Failing on your own is fine for a while, but only up to a point, since failing in literature is no fun, failing there is failing for real, and when you are surrounded by friends and family with jobs to go to or studies to pursue it becomes increasingly hard to defend writing, to keep it up as something meaningful when the results fail to materialize, which in this case means having your work accepted by a publisher. Failing in one’s writing under those conditions is also to fail socially. Everyone knows the type, the guy who cagily says, “I write.” After ten years of that, is there anyone left who still believes in him? After twenty years? Certainly not the writer himself. By then, writing has become a shameful business, a stigma almost. If he’s to go on, he must trick himself, which will become increasingly difficult, until eventually he realizes that it’s true, he has failed.
A published writer has a different social aspect entirely. But the writing is the same. For a while it will be quite as unsuccessful. This is where the editor comes in. The job is to support the author, which in many instances means tricking the author, telling him or her that this is really good, keep going. Recently, I spoke to a Swedish editor who said this was perhaps the hardest part of the job, because the author often suspects that what he or she is doing probably isn’t that good, at the same time as he or she needs to hear how good it is. The author needs that lie and must overcome the suspicion of it being just that, a lie, must deceive himself or herself into believing it. That same Swedish editor always instructs his writers to note down what he says as they go through the manuscript. If they don’t, all they remember are the negative points. He can heap praise on a text and go into detail about how good it is in this or another passage, and even then the only thing that sticks in the mind of the author are his suggestions as to changes. And why do things have to be changed? Because they aren’t good enough, the text is a failure, a mistake.
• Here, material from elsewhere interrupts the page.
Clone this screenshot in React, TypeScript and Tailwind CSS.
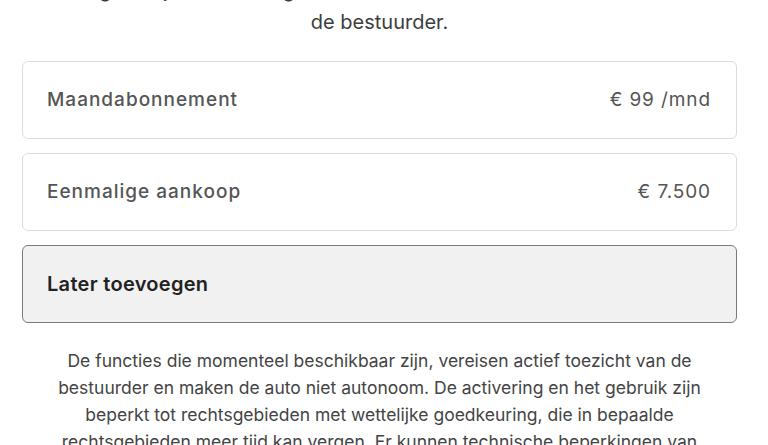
import React from "react";

const options = [
  { label: "Maandabonnement", price: "€ 99 /mnd" },
  { label: "Eenmalige aankoop", price: "€ 7.500" },
];

function App() {
  return (
    <div className="h-[445px] w-[768px] overflow-hidden bg-white pl-[22px] pr-[31px] font-['Inter',sans-serif]">
      <p className="mt-[-26px] text-center text-[20px] leading-[32px] text-[#3d3d3d]">
        Volledig zelfrijdend vermogen (onder toezicht) vereist actief toezicht van
        <br />
        de bestuurder.
      </p>

      <div className="mt-[23px] flex flex-col gap-[14px]">
        {options.map((o) => (
          <div
            key={o.label}
            className="flex h-[78px] items-center justify-between rounded-md border border-[#dcdcdc] bg-white pl-6 pr-[25px]"
          >
            <span className="text-[19px] font-medium tracking-[1px] text-[#555]">{o.label}</span>
            <span className="text-[19px] tracking-[0.9px] text-[#555]">{o.price}</span>
          </div>
        ))}
        <div className="flex h-[78px] items-center rounded-md border border-[#7a7a7a] bg-[#f1f1f1] px-6">
          <span className="text-[20px] font-semibold tracking-[0.3px] text-[#222]">Later toevoegen</span>
        </div>
      </div>

      <p className="mx-auto mt-[24px] max-w-[668px] text-center text-[17.5px] leading-[27px] text-[#444]">
        De functies die momenteel beschikbaar zijn, vereisen actief toezicht van de
        bestuurder en maken de auto niet autonoom. De activering en het gebruik zijn
        beperkt tot rechtsgebieden met wettelijke goedkeuring, die in bepaalde
        rechtsgebieden meer tijd kan vergen. Er kunnen technische beperkingen van
        toepassing zijn.
      </p>
    </div>
  );
}

export default App;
This is where it hangs in the balance, where everything is at stake. For what is “good” exactly? In the literary world, much is about originality, finding an individual voice, uncovering what until now has been unseen – these are the ideals. Against this stands the concept of quality, the basis of all appraisal, and of any canonization. For when originality, individual voice, and the unseen come together there is nothing with which it can be compared. There is no unequivocal way of saying that something is “good.” When the book is there, with the publisher’s logo on the cover, that in itself is a stamp of quality: a large number of people with fine literary credentials, working in a well-reputed institution, have declared that this is literature, that this book is of value. To give a book that stamp of quality is a risky business. That is, if it’s similar to another book already recognized as good, then the risk is small, but if it doesn’t, if it’s something apart, then publishing the work and thereby declaring it to be a work of quality, takes guts. There’s often a lack of intrepidness in the publishing world, there being so much esteem to be lost, an editor who puts out, let’s say, five books one after another, each of which is slaughtered by the critics, each of which moreover fails to sell, will be pushed toward the safe choice, toward what is acknowledged to be the norm, and will reject that which involves risk. I’m not saying this because I think Norway is teeming with yet undiscovered literary geniuses unable to find outlets for their work, but because whether an editor is good or bad has so much to do with being intrepid. I know of books later canonized that were rejected by on
e publisher after another as manuscripts, for the simple reason that they resemble very little else, works fully in keeping with the prevailing literary ideal, but which in their fullest consequence required courage to publish. I have worked on manuscripts from first-time writers myself as an advisor and know how difficult it can be to judge quality on one’s own, without the bound book in one’s hand to testify that the criteria have been met. Is it good enough? What is good enough? And if it isn’t good enough, is there anything in it that can become good enough? And if it happens to be very good, then there is nothing to which one can turn for comparison, one is left to one’s own judgment – and is that good enough?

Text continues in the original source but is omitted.